New Mexico Art Tells its History

History/Text: Pollution

The San Juan Generating Station, near Farmington, is a highly-polluting coal-fired power plant. The plant is responsible for significant nitrogen oxide emissions, which not only contribute to regional haze and ground-level ozone, but are also a hazard to public health. The Navajo Nation has been living with the plant’s excessive pollution for decades and is supporting the Environmental Protection Agency’s request to improve their emissions of pollutants. If the request is carried out, the plant will reduce the ozone and particulate pollution that often obstructs the views in the regions national parks, as well as lower the risks of premature death and asthma that is often associated with air particulates.

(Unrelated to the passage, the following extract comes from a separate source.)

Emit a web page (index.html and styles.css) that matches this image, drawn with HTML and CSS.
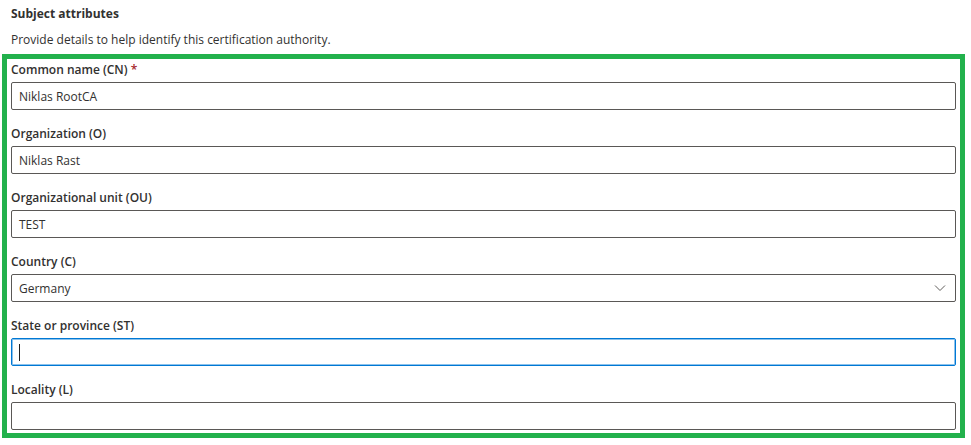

Pollution is not limited to the Farmington region, though. Nitrate poison comes from sewage treatment plants, dairies, industrial facilities, restaurants, mobile home parks, other commercial operations. Nitrate pollution has been found in some areas of groundwater, which accounts for nearly half of the water that is used in New Mexico.

While dairy is the most important agricultural industry in New Mexico, the New Mexico Environment Department has said that 2/3 of the state’s 150 dairy plants are contaminating the groundwater with the excessive amount of cattle excrement on these farms. So, while we may be getting good milk out of the farms, we may also be getting contaminated groundwater.

There are two major dairy regions in the state: One is located in eastern New Mexico, while the other is located in central New Mexico. The eastern zone is the major production area, with more than 75% of the milk volume. Within the eastern zone,Chaves, Roosevelt, and Curry counties, produce 65% of total milk. In the central area, Doña Ana in the southern part of the state produces 15% of the milk.

Other sources responsible for pollution are the creosote plant in the South Valley of Albuquerque, a junkyard in Los Lunas, an old battery recycling center in Clovis, two uranium mills near Gallup, and other chemical handling facilities in the state.